This is particularly true if the scope of the codelists overlaps. If you can derive a single codelist with a set of mutually exclusive and comprehensively exhaustive codes, then it’s possible to aggregate the values without double-counting or gaps.
We can use correspondence tables to lookup equivalent values from one codelist in another.
# example with correspondence table # Map SITC to CPA at highest level?
If two cubes use the same codelist (or have dimensions with common patterns for URIs like intervals or geographies) then it’s possible to join them on that basis.

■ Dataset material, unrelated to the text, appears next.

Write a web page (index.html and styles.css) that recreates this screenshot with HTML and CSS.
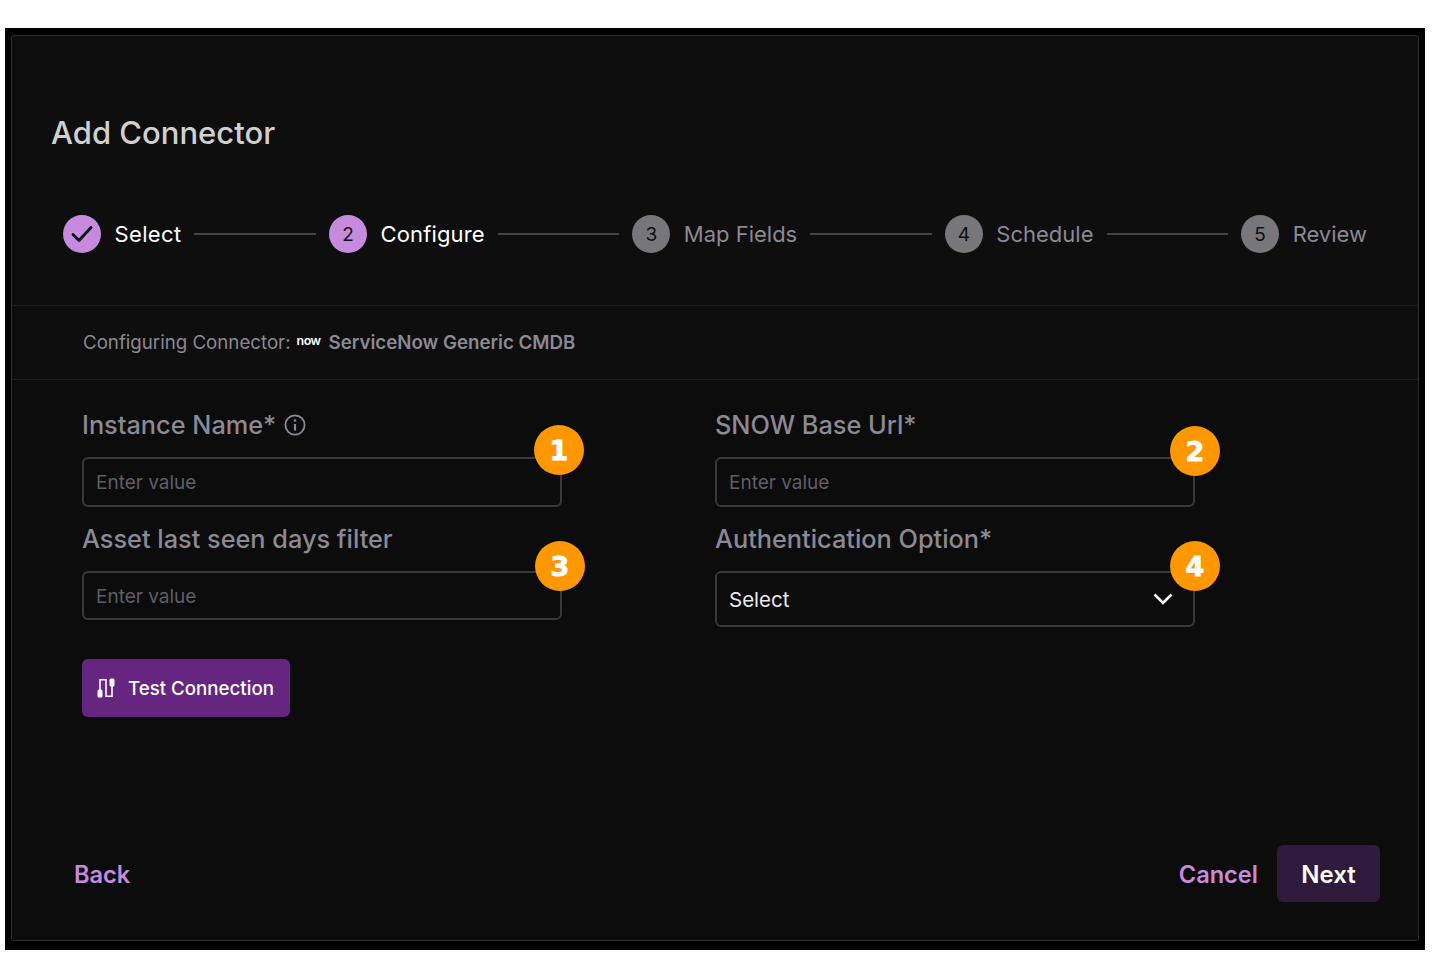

If every dimension is common to both cube codes (or if it only a single value), then it’s possible to do a full join using all the dimensions. This will result in a combined cube with the same set of dimensions (which uniquely identify the rows) and two values - one from each of the original cubes.
If these values are distinguished by dimension values, then they will be on different rows. Otherwise, the values could be put into different columns on the same rows. It’s possible to transform the data between these two representations using the tidyr
package as described in the Tabulating DataCubes vignette. The longer (row bound) form is nicer for analysis (e.g. modelling or charting) whereas the wider (column bound) form is nicer for calculations that compare the values (e.g. denomination).

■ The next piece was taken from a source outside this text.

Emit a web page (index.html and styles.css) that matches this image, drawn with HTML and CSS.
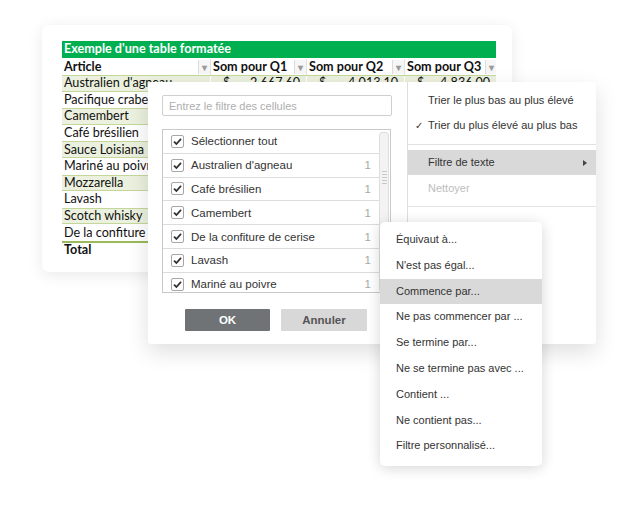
FILE: index.html
```html
<!DOCTYPE html>
<html lang="fr">
<head>
    <meta charset="UTF-8">
    <title>Filtre de texte</title>
    <link rel="stylesheet" href="styles.css">
</head>
<body>
    <div class="stage">
        <!-- Feuille de calcul en arrière-plan -->
        <div class="sheet">
            <div class="sheet-title">Exemple d'une table formatée</div>
            <div class="row head">
                <div class="cell">Article<span class="dd">&#9662;</span></div>
                <div class="cell">Som pour Q1<span class="dd">&#9662;</span></div>
                <div class="cell">Som pour Q2<span class="dd">&#9662;</span></div>
                <div class="cell">Som pour Q3<span class="dd">&#9662;</span></div>
            </div>
            <div class="row band">
                <div class="cell">Australien d'agneau</div>
                <div class="cell num"><span>$</span><span>2 667,60</span></div>
                <div class="cell num"><span>$</span><span>4 013,10</span></div>
                <div class="cell num"><span>$</span><span>4 836,00</span></div>
            </div>
            <div class="row"><div class="cell">Pacifique crabes</div><div class="cell"></div><div class="cell"></div><div class="cell"></div></div>
            <div class="row band"><div class="cell">Camembert</div><div class="cell"></div><div class="cell"></div><div class="cell"></div></div>
            <div class="row"><div class="cell">Café brésilien</div><div class="cell"></div><div class="cell"></div><div class="cell"></div></div>
            <div class="row band"><div class="cell">Sauce Loisiana</div><div class="cell"></div><div class="cell"></div><div class="cell"></div></div>
            <div class="row"><div class="cell">Mariné au poivre</div><div class="cell"></div><div class="cell"></div><div class="cell"></div></div>
            <div class="row band"><div class="cell">Mozzarella</div><div class="cell"></div><div class="cell"></div><div class="cell"></div></div>
            <div class="row"><div class="cell">Lavash</div><div class="cell"></div><div class="cell"></div><div class="cell"></div></div>
            <div class="row band"><div class="cell">Scotch whisky</div><div class="cell"></div><div class="cell"></div><div class="cell"></div></div>
            <div class="row"><div class="cell">De la confiture de cerise</div><div class="cell"></div><div class="cell"></div><div class="cell"></div></div>
            <div class="row total"><div class="cell">Total</div><div class="cell"></div><div class="cell"></div><div class="cell"></div></div>
        </div>

        <!-- Panneau de filtre + menu de tri -->
        <div class="popup">
            <div class="filter">
                <input class="search" type="text" placeholder="Entrez le filtre des cellules">
                <div class="list">
                    <div class="items">
                        <div class="item"><span class="box"><svg width="11" height="11" viewBox="0 0 11 11"><path d="M2 5.6 L4.4 8 L9 2.8" fill="none" stroke="#333" stroke-width="1.8"/></svg></span>Sélectionner tout</div>
                        <div class="item"><span class="box"><svg width="11" height="11" viewBox="0 0 11 11"><path d="M2 5.6 L4.4 8 L9 2.8" fill="none" stroke="#333" stroke-width="1.8"/></svg></span>Australien d'agneau<span class="count">1</span></div>
                        <div class="item"><span class="box"><svg width="11" height="11" viewBox="0 0 11 11"><path d="M2 5.6 L4.4 8 L9 2.8" fill="none" stroke="#333" stroke-width="1.8"/></svg></span>Café brésilien<span class="count">1</span></div>
                        <div class="item"><span class="box"><svg width="11" height="11" viewBox="0 0 11 11"><path d="M2 5.6 L4.4 8 L9 2.8" fill="none" stroke="#333" stroke-width="1.8"/></svg></span>Camembert<span class="count">1</span></div>
                        <div class="item"><span class="box"><svg width="11" height="11" viewBox="0 0 11 11"><path d="M2 5.6 L4.4 8 L9 2.8" fill="none" stroke="#333" stroke-width="1.8"/></svg></span>De la confiture de cerise<span class="count">1</span></div>
                        <div class="item"><span class="box"><svg width="11" height="11" viewBox="0 0 11 11"><path d="M2 5.6 L4.4 8 L9 2.8" fill="none" stroke="#333" stroke-width="1.8"/></svg></span>Lavash<span class="count">1</span></div>
                        <div class="item"><span class="box"><svg width="11" height="11" viewBox="0 0 11 11"><path d="M2 5.6 L4.4 8 L9 2.8" fill="none" stroke="#333" stroke-width="1.8"/></svg></span>Mariné au poivre<span class="count">1</span></div>
                    </div>
                    <div class="scroll"><span class="grip"></span></div>
                </div>
                <div class="buttons">
                    <button class="btn ok">OK</button>
                    <button class="btn cancel">Annuler</button>
                </div>
            </div>
            <div class="menu">
                <div class="menu-item">Trier le plus bas au plus élevé</div>
                <div class="menu-item"><span class="tick">&#10003;</span>Trier du plus élevé au plus bas</div>
                <div class="sep"></div>
                <div class="menu-item active">Filtre de texte<span class="arrow"></span></div>
                <div class="menu-item disabled">Nettoyer</div>
                <div class="sep"></div>
            </div>
        </div>

        <!-- Sous-menu du filtre de texte -->
        <div class="submenu">
            <div class="sub-item">Équivaut à...</div>
            <div class="sub-item">N'est pas égal...</div>
            <div class="sub-item active">Commence par...</div>
            <div class="sub-item">Ne pas commencer par ...</div>
            <div class="sub-item">Se termine par...</div>
            <div class="sub-item">Ne se termine pas avec ...</div>
            <div class="sub-item">Contient ...</div>
            <div class="sub-item">Ne contient pas...</div>
            <div class="sub-item">Filtre personnalisé...</div>
        </div>
    </div>
</body>
</html>
```

FILE: styles.css
```css
* {
    box-sizing: border-box;
}
body {
    margin: 0;
    background: #fff;
    font-family: "Liberation Sans", Arial, sans-serif;
    color: #333;
}
.stage {
    position: relative;
    width: 640px;
    height: 520px;
    overflow: hidden;
}

/* feuille */
.sheet {
    position: absolute;
    left: 42px;
    top: 25px;
    width: 470px;
    height: 247px;
    padding: 16px 16px 0 20px;
    background: #fff;
    border-radius: 7px;
    box-shadow: 0 3px 16px rgba(0, 0, 0, 0.09);
    font-family: Lato, "Open Sans", sans-serif;
    font-size: 12.6px;
    color: #111;
}
.sheet-title {
    width: 434px;
    height: 17px;
    line-height: 16px;
    padding-left: 2px;
    background: #00b050;
    color: #fff;
    font-weight: bold;
}
.row {
    display: grid;
    grid-template-columns: 148px 96px 98px 92px;
    width: 434px;
    height: 16.6px;
    line-height: 16px;
}
.cell {
    display: flex;
    align-items: center;
    padding-left: 2px;
    white-space: nowrap;
    overflow: hidden;
}
.cell + .cell {
    border-left: 1px solid #e3e3e3;
}
.head {
    font-weight: bold;
    height: 17px;
    padding-top: 1px;
}
.head .cell {
    justify-content: space-between;
    padding-right: 0;
}
.dd {
    width: 12px;
    height: 14px;
    line-height: 14px;
    margin-left: 4px;
    text-align: center;
    font-size: 10px;
    color: #9a9a9a;
    background: #f6f6f6;
    border-left: 1px solid #dcdcdc;
}
.band {
    background: #ebf1de;
    border-top: 1px solid #c4d79b;
    border-bottom: 1px solid #c4d79b;
}
.band .cell + .cell {
    border-left-color: #fff;
}
.num {
    justify-content: space-between;
    padding: 0 6px 0 12px;
}
.total {
    font-weight: bold;
    border-top: 2px solid #9bbb59;
}
.total .cell + .cell {
    border-left: none;
}

/* panneau de filtre */
.popup {
    position: absolute;
    left: 148px;
    top: 82px;
    width: 448px;
    height: 262px;
    display: flex;
    background: #fff;
    border-radius: 3px;
    box-shadow: 0 8px 22px rgba(0, 0, 0, 0.13);
}
.filter {
    width: 259px;
    padding: 13px 0 0 14px;
    display: flex;
    flex-direction: column;
}
.search {
    width: 230px;
    height: 21px;
    padding: 0 6px;
    border: 1px solid #cfcfcf;
    border-radius: 2px;
    font-family: "Liberation Sans", Arial, sans-serif;
    font-size: 11px;
    color: #333;
}
.search::placeholder {
    color: #aeaeae;
}
.list {
    display: flex;
    width: 229px;
    height: 164px;
    margin-top: 13px;
    border: 1px solid #c9c9c9;
    overflow: hidden;
}
.items {
    flex: 1;
}
.item {
    display: flex;
    align-items: center;
    height: 23.8px;
    padding: 0 8px 0 8px;
    border-bottom: 1px solid #dcdcdc;
    font-size: 11.5px;
    color: #333;
}
.box {
    display: flex;
    align-items: center;
    justify-content: center;
    width: 13px;
    height: 13px;
    margin-right: 7px;
    border: 1px solid #a6a6a6;
    border-radius: 2px;
    background: #fff;
}
.count {
    margin-left: auto;
    color: #a8a8a8;
}
.scroll {
    display: flex;
    align-items: flex-start;
    justify-content: center;
    width: 10px;
    margin: 2px 1px 0 0;
    background: #f3f3f3;
    border: 1px solid #dedede;
    border-radius: 3px;
}
.grip {
    width: 5px;
    height: 14px;
    margin-top: 38px;
    background: repeating-linear-gradient(#c8c8c8 0 1px, transparent 1px 3px);
}
.buttons {
    display: flex;
    gap: 11px;
    margin: 16px 0 0 23px;
}
.btn {
    width: 85px;
    height: 22px;
    border: none;
    border-radius: 1px;
    font-family: "Liberation Sans", Arial, sans-serif;
    font-size: 11.5px;
    font-weight: bold;
}
.ok {
    background: #6f7376;
    color: #fff;
}
.cancel {
    width: 86px;
    background: #d8d8d8;
    color: #555;
}

/* menu de tri */
.menu {
    flex: 1;
    padding-top: 6px;
    border-left: 1px solid #dedede;
    font-size: 11px;
    color: #333;
}
.menu-item {
    position: relative;
    height: 25px;
    line-height: 25px;
    padding-left: 20px;
}
.tick {
    position: absolute;
    left: 7px;
    font-size: 10px;
}
.menu-item.active {
    background: #d9d9d9;
}
.menu-item.disabled {
    color: #bdbdbd;
    line-height: 27px;
}
.arrow {
    position: absolute;
    right: 9px;
    top: 10px;
    border-left: 4px solid #444;
    border-top: 3px solid transparent;
    border-bottom: 3px solid transparent;
}
.sep {
    height: 1px;
    margin: 6px 0 5px;
    background: #e2e2e2;
}

/* sous-menu */
.submenu {
    position: absolute;
    left: 380px;
    top: 222px;
    width: 162px;
    height: 244px;
    padding-top: 5px;
    background: #fff;
    border-radius: 5px;
    box-shadow: 0 2px 14px rgba(0, 0, 0, 0.17);
    font-size: 11px;
    color: #333;
}
.sub-item {
    height: 25.8px;
    line-height: 25.8px;
    padding-left: 16px;
    white-space: nowrap;
}
.sub-item.active {
    background: #d9d9d9;
}
```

We’ll use two tables from Eurostat for this example. The first describes the total number of people employed in each country (in thousands):
country | employment |
---|---|
Austria | 4148 |
Belgium | 4708 |
Bulgaria | 3121 |
The second describes the economically active population of each country (in thousands):
country | population |
---|---|
Austria | 4336 |
Belgium | 4969 |
Bulgaria | 3258 |
Both have a country
dimension that uses the same codes. We can use them together to calculate the employment rate.
If we combine them by column-binding we create a single, wider table 3.

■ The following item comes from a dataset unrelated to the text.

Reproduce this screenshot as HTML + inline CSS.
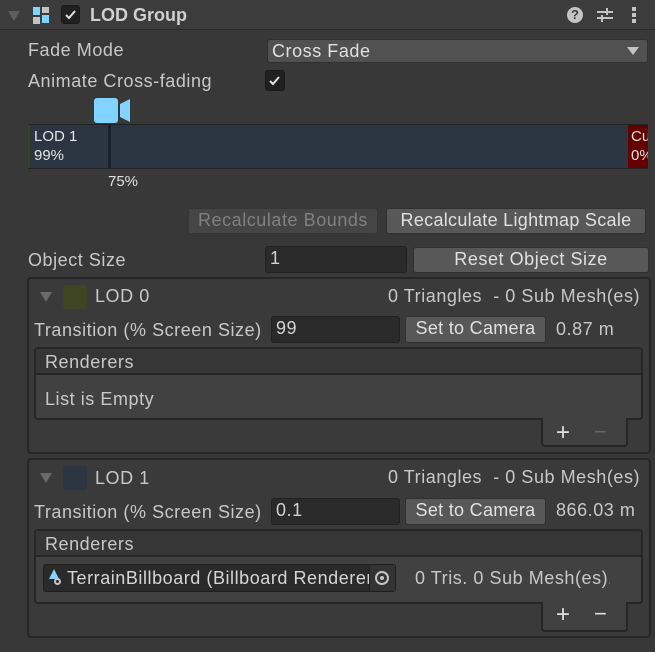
<!DOCTYPE html>
<html><head><style>
*{margin:0;padding:0;box-sizing:border-box}
body{width:655px;height:652px;background:#383838;font-family:"Liberation Sans",sans-serif;color:#c8c8c8;font-size:18px;letter-spacing:0.55px;position:relative;overflow:hidden}
.a{position:absolute;white-space:nowrap}
.t{line-height:20px}
.btn{position:absolute;background:#585858;border:1px solid #303030;border-radius:3px;color:#e0e0e0;text-align:center;line-height:23px}
.inp{position:absolute;background:#2a2a2a;border:1px solid #212121;border-radius:3px;color:#d2d2d2;padding-left:4px;line-height:23px}
.box{position:absolute;border:2px solid #262626;border-radius:4px;background:#3a3a3a}
.tri{position:absolute;width:0;height:0;border-left:6px solid transparent;border-right:6px solid transparent;border-top:10px solid #6a6a6a}
.cb{position:absolute;background:#202020;border:1px solid #1a1a1a;border-radius:3px}
</style></head><body>
<div class="a" style="left:0;top:0;width:655px;height:30px;background:#3c3c3c;border-bottom:1px solid #2a2a2a"></div>
<div class="tri" style="left:8px;top:11px;border-top-color:#5e5e5e"></div>
<div class="a" style="left:33px;top:7px;width:7px;height:8px;background:#80d4ff"></div>
<div class="a" style="left:42px;top:7px;width:7px;height:6px;background:#c4c4c4"></div>
<div class="a" style="left:33px;top:17px;width:7px;height:7px;background:#c4c4c4"></div>
<div class="a" style="left:42px;top:15px;width:7px;height:8px;background:#80d4ff"></div>
<div class="cb" style="left:61px;top:5px;width:19px;height:19px"></div>
<svg class="a" style="left:61px;top:5px" width="19" height="19"><path d="M5 10l3 3l6-7" stroke="#e0e0e0" stroke-width="2" fill="none"/></svg>
<div class="a t" style="left:90px;top:5px;font-weight:bold;font-size:18px;letter-spacing:0;color:#d0d0d0">LOD Group</div>
<div class="a" style="left:567px;top:7px;width:16px;height:16px;border-radius:50%;background:#c4c4c4;color:#3c3c3c;font-weight:bold;font-size:13px;letter-spacing:0;text-align:center;line-height:16px">?</div>
<svg class="a" style="left:596px;top:6px" width="18" height="18"><path d="M1 6h16M1 12h16M11 2v7M6 9v7" stroke="#c4c4c4" stroke-width="2"/></svg>
<div class="a" style="left:632px;top:7px;width:4px;height:4px;background:#c4c4c4;box-shadow:0 6px #c4c4c4,0 12px #c4c4c4"></div>

<div class="a t" style="left:28px;top:40px">Fade Mode</div>
<div class="a" style="left:267px;top:39px;width:381px;height:24px;background:#515151;border:1px solid #303030;border-radius:3px;color:#e0e0e0;padding-left:4px;line-height:22px">Cross Fade</div>
<div class="a" style="left:627px;top:47px;border-left:6px solid transparent;border-right:6px solid transparent;border-top:8px solid #c4c4c4"></div>
<div class="a t" style="left:28px;top:71px">Animate Cross-fading</div>
<div class="cb" style="left:265px;top:70px;width:20px;height:21px"></div>
<svg class="a" style="left:265px;top:71px" width="20" height="20"><path d="M5 10l3 3l6-7" stroke="#e0e0e0" stroke-width="2" fill="none"/></svg>

<div class="a" style="left:94px;top:98px;width:24px;height:25px;background:#80d4ff;border-radius:3px"></div>
<div class="a" style="left:120px;top:99px;width:0;height:23px;border-right:10px solid #80d4ff;border-top:5px solid transparent;border-bottom:5px solid transparent"></div>
<div class="a" style="left:28px;top:124px;width:620px;height:45px;background:#2c3542;border:1px solid #222"></div>
<div class="a" style="left:28px;top:125px;width:2px;height:43px;background:#3a4520"></div>
<div class="a" style="left:628px;top:125px;width:20px;height:43px;background:#640000;overflow:hidden;color:#e0e0e0;font-size:15px;letter-spacing:0;line-height:19px;padding:2px 0 0 3px">Cu<br>0%</div>
<div class="a" style="left:108px;top:125px;width:3px;height:43px;background:#1c2028"></div>
<div class="a" style="left:34px;top:127px;color:#e6e6e6;font-size:15px;letter-spacing:0;line-height:19px">LOD 1<br>99%</div>
<div class="a" style="left:108px;top:173px;color:#e0e0e0;font-size:15px;letter-spacing:0">75%</div>

<div class="btn" style="left:188px;top:208px;width:190px;height:26px;background:#454545;color:#808080;border-color:#353535">Recalculate Bounds</div>
<div class="btn" style="left:386px;top:208px;width:260px;height:26px;letter-spacing:0.3px">Recalculate Lightmap Scale</div>
<div class="a t" style="left:28px;top:250px">Object Size</div>
<div class="inp" style="left:265px;top:246px;width:142px;height:27px">1</div>
<div class="btn" style="left:413px;top:247px;width:236px;height:26px">Reset Object Size</div>

<!-- LOD0 -->
<div class="box" style="left:27px;top:277px;width:624px;height:177px"></div>
<div class="tri" style="left:40px;top:292px"></div>
<div class="a" style="left:63px;top:285px;width:24px;height:24px;background:#3f4521;border-radius:2px"></div>
<div class="a t" style="left:95px;top:286px">LOD 0</div>
<div class="a t" style="left:388px;top:286px">0 Triangles &nbsp;- 0 Sub Mesh(es)</div>
<div class="a t" style="left:34px;top:320px">Transition (% Screen Size)</div>
<div class="inp" style="left:271px;top:316px;width:129px;height:27px">99</div>
<div class="btn" style="left:405px;top:316px;width:141px;height:27px;letter-spacing:0.3px">Set to Camera</div>
<div class="a t" style="left:556px;top:319px">0.87 m</div>
<div class="a" style="left:34px;top:347px;width:609px;height:73px;background:#414141;border:2px solid #262626;border-radius:4px"></div>
<div class="a" style="left:36px;top:349px;width:605px;height:26px;background:#363636;border-bottom:2px solid #262626"></div>
<div class="a t" style="left:45px;top:352px">Renderers</div>
<div class="a t" style="left:45px;top:389px">List is Empty</div>
<div class="a" style="left:541px;top:418px;width:87px;height:29px;background:#414141;border:2px solid #262626;border-top:none;border-radius:0 0 4px 4px"></div>
<div class="a" style="left:556px;top:419px;font-size:24px;color:#e0e0e0">+</div>
<div class="a" style="left:594px;top:419px;font-size:22px;color:#666">−</div>

<!-- LOD1 -->
<div class="box" style="left:27px;top:458px;width:624px;height:180px"></div>
<div class="tri" style="left:40px;top:473px"></div>
<div class="a" style="left:63px;top:466px;width:24px;height:24px;background:#2c3542;border-radius:2px"></div>
<div class="a t" style="left:95px;top:468px">LOD 1</div>
<div class="a t" style="left:388px;top:467px">0 Triangles &nbsp;- 0 Sub Mesh(es)</div>
<div class="a t" style="left:34px;top:502px">Transition (% Screen Size)</div>
<div class="inp" style="left:271px;top:498px;width:129px;height:27px">0.1</div>
<div class="btn" style="left:405px;top:498px;width:141px;height:27px;letter-spacing:0.3px">Set to Camera</div>
<div class="a t" style="left:556px;top:500px">866.03 m</div>
<div class="a" style="left:34px;top:529px;width:609px;height:75px;background:#414141;border:2px solid #262626;border-radius:4px"></div>
<div class="a" style="left:36px;top:531px;width:605px;height:26px;background:#363636;border-bottom:2px solid #262626"></div>
<div class="a t" style="left:45px;top:534px">Renderers</div>
<div class="a" style="left:43px;top:564px;width:353px;height:28px;background:#2a2a2a;border:1px solid #1e1e1e;border-radius:3px;overflow:hidden"></div>
<div class="a" style="left:49px;top:569px;width:0;height:0;border-left:5px solid transparent;border-right:5px solid transparent;border-bottom:10px solid #80d4ff"></div>
<div class="a" style="left:54px;top:578px;width:7px;height:7px;border:2px solid #c4c4c4;border-radius:50%"></div>
<div class="a t" style="left:67px;top:568px;width:302px;overflow:hidden;color:#d6d6d6">TerrainBillboard (Billboard Renderer)</div>
<div class="a" style="left:369px;top:565px;width:26px;height:26px;background:#333;border-left:1px solid #222"></div>
<div class="a" style="left:375px;top:571px;width:14px;height:14px;border:2px solid #c4c4c4;border-radius:50%"></div>
<div class="a" style="left:380px;top:576px;width:4px;height:4px;background:#c4c4c4;border-radius:50%"></div>
<div class="a t" style="left:415px;top:568px;width:195px;overflow:hidden">0 Tris. 0 Sub Mesh(es).</div>
<div class="a" style="left:541px;top:602px;width:87px;height:30px;background:#414141;border:2px solid #262626;border-top:none;border-radius:0 0 4px 4px"></div>
<div class="a" style="left:556px;top:601px;font-size:24px;color:#e0e0e0">+</div>
<div class="a" style="left:594px;top:601px;font-size:22px;color:#e0e0e0">−</div>
</body></html>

emp_pop_wide <- dplyr::inner_join(employment, population, by="country") kable(head(emp_pop_wide))
country | employment | population |
---|---|---|
Austria | 4148 | 4336 |
Belgium | 4708 | 4969 |
Bulgaria | 3121 | 3258 |
Switzerland | 4321 | 4515 |
Cyprus | 400 | 431 |
Czechia | 5126 | 5230 |
This form is convenient where we want to address the two variables with metadata.
For example, we can calculate the employment rate by referring to each variable:
emp_pop_wide %>% mutate(employment_rate = employment / population) %>% arrange(-employment_rate) %>% slice_head(n=5) %>% kable()
country | employment | population | employment_rate |
---|---|---|---|
Czechia | 5126 | 5230 | 0.9801147 |
Netherlands | 8077 | 8328 | 0.9698607 |
Germany (until 1990 former territory of the FRG) | 39955 | 41234 | 0.9689819 |
Malta | 245 | 253 | 0.9683794 |
Iceland | 180 | 186 | 0.9677419 |
Alternatively, we can row-bind the tables to form a single, longer table. We have to add another dimension - variable
- to the table to distinguish the rows from each source. This allows us to combine the employment
and population
measures into a single measure which simply counts people
.
emp_pop_long <- rbind( transmute(employment, country, indicator="Employment", people=employment), transmute(population, country, indicator="Population", people=population) ) emp_pop_long %>% arrange(country) %>% slice_head(n=10) %>% kable()
country | indicator | people |
---|---|---|
Austria | Employment | 4148 |
Austria | Population | 4336 |
Belgium | Employment | 4708 |
Belgium | Population | 4969 |
Bulgaria | Employment | 3121 |
Bulgaria | Population | 3258 |
Switzerland | Employment | 4321 |
Switzerland | Population | 4515 |
Cyprus | Employment | 400 |
Cyprus | Population | 431 |
This form is convenient where we want to address the two variables as data.
For example, we can plot employment against population:
library(ggplot2) ggplot(filter(emp_pop_long, !country %in% c("EU27_2020","EU28","EU15","EA19")), aes(label(country), people, fill=indicator)) + geom_col(position="dodge") + scale_fill_brewer() + theme_minimal() + coord_flip() + labs(title="Demographics of European Countries", x="Country", y="Count of People (Thousands)", fill="Indicator")
We’re not really “ignoring” the breakdown, so much as marginalising it by taking a value which effectively represents the integral over that dimension. In the case of counts, for example, this will be a sum. Picking an arbitrary value from the dimension would conditionalise the distribution upon it. Either way we’re removing a dimension from the cube.↩︎
Of course the observation URIs would still be distinct, but we didn’t return those from the query so they aren’t in the table. We could instead have had the query bind a dataset
variable for the qb:dataSet
property in each case (yielding each dataset’s URI), but doing it explicitly like this is hopefully more instructive.↩︎
We use dplyr::inner_join()
instead of base::merge()
because this will ensure the resource descriptions also get joined (dplyr uses vctrs underneath). Merge will only retain the description of the left-hand data frame so it’s safe to use merge(all=F)
for inner-joins. For right- or full-joins you’ll need to use dplyr instead of (or rebuild the description yourself with e.g. merge_description()
).↩︎